WHAT TO WORK ON: Return the material word for word. Do not include pictures.

DATA SEGMENT:

════════

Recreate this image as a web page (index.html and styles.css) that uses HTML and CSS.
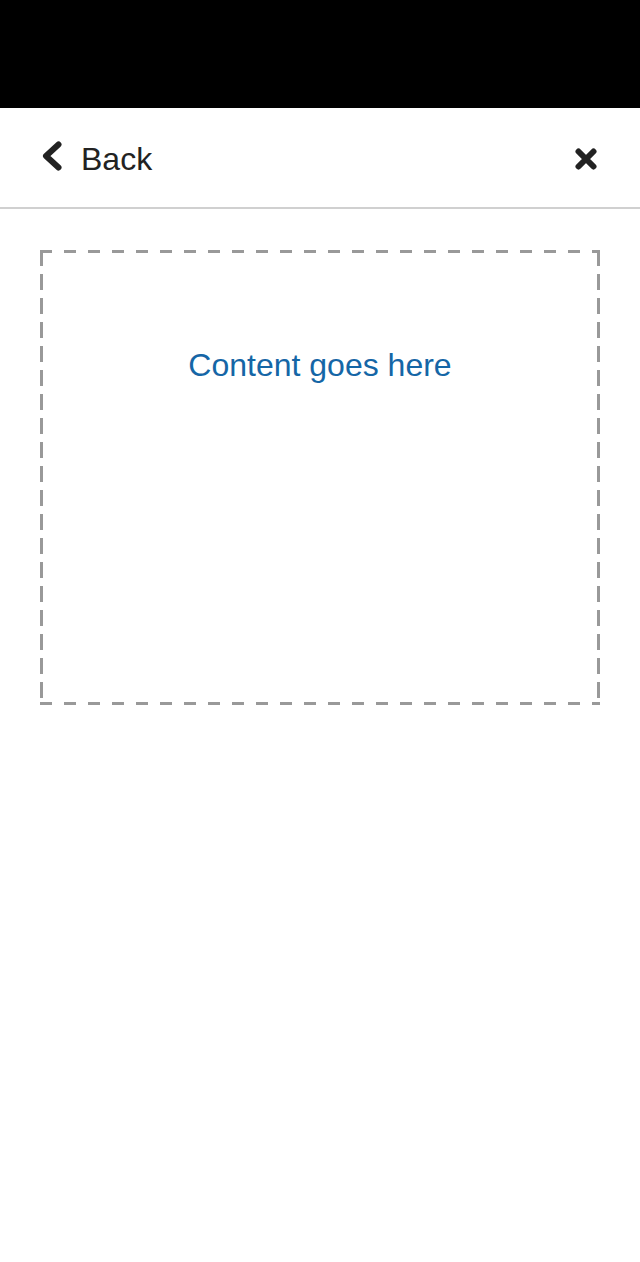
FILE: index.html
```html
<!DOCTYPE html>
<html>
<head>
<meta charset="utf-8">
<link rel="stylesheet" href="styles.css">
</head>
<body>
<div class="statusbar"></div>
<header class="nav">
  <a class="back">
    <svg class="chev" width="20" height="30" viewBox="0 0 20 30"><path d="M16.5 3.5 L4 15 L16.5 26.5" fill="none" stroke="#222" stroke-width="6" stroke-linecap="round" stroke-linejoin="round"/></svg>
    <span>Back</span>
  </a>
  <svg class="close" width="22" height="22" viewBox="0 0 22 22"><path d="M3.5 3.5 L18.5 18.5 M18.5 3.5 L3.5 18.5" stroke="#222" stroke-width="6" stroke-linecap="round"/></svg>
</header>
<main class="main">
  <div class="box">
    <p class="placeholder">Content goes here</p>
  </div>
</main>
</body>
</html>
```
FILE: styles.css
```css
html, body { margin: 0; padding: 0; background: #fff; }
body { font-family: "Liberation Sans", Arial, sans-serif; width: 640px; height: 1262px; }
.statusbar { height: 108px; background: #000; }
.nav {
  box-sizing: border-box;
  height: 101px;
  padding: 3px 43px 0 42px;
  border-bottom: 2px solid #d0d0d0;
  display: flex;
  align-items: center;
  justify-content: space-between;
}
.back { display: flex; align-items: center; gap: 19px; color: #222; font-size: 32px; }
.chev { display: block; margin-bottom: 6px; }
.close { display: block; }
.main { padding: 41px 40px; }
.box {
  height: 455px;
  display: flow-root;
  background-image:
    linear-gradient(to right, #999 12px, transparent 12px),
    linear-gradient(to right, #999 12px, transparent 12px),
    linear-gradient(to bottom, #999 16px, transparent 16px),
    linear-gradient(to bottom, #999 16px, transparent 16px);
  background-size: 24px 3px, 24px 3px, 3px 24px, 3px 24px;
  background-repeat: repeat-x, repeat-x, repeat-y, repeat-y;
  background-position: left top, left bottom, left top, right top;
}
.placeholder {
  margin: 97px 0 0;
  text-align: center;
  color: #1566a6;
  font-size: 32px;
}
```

════════

ANSWER TO THIS EXERCISE:
Recreate this image as a web page (index.html and styles.css) that uses HTML and CSS.
FILE: index.html
```html
<!DOCTYPE html>
<html>
<head>
<meta charset="utf-8">
<link rel="stylesheet" href="styles.css">
</head>
<body>
<div class="statusbar"></div>
<header class="nav">
  <a class="back">
    <svg class="chev" width="20" height="30" viewBox="0 0 20 30"><path d="M16.5 3.5 L4 15 L16.5 26.5" fill="none" stroke="#222" stroke-width="6" stroke-linecap="round" stroke-linejoin="round"/></svg>
    <span>Back</span>
  </a>
  <svg class="close" width="22" height="22" viewBox="0 0 22 22"><path d="M3.5 3.5 L18.5 18.5 M18.5 3.5 L3.5 18.5" stroke="#222" stroke-width="6" stroke-linecap="round"/></svg>
</header>
<main class="main">
  <div class="box">
    <p class="placeholder">Content goes here</p>
  </div>
</main>
</body>
</html>
```
FILE: styles.css
```css
html, body { margin: 0; padding: 0; background: #fff; }
body { font-family: "Liberation Sans", Arial, sans-serif; width: 640px; height: 1262px; }
.statusbar { height: 108px; background: #000; }
.nav {
  box-sizing: border-box;
  height: 101px;
  padding: 3px 43px 0 42px;
  border-bottom: 2px solid #d0d0d0;
  display: flex;
  align-items: center;
  justify-content: space-between;
}
.back { display: flex; align-items: center; gap: 19px; color: #222; font-size: 32px; }
.chev { display: block; margin-bottom: 6px; }
.close { display: block; }
.main { padding: 41px 40px; }
.box {
  height: 455px;
  display: flow-root;
  background-image:
    linear-gradient(to right, #999 12px, transparent 12px),
    linear-gradient(to right, #999 12px, transparent 12px),
    linear-gradient(to bottom, #999 16px, transparent 16px),
    linear-gradient(to bottom, #999 16px, transparent 16px);
  background-size: 24px 3px, 24px 3px, 3px 24px, 3px 24px;
  background-repeat: repeat-x, repeat-x, repeat-y, repeat-y;
  background-position: left top, left bottom, left top, right top;
}
.placeholder {
  margin: 97px 0 0;
  text-align: center;
  color: #1566a6;
  font-size: 32px;
}
```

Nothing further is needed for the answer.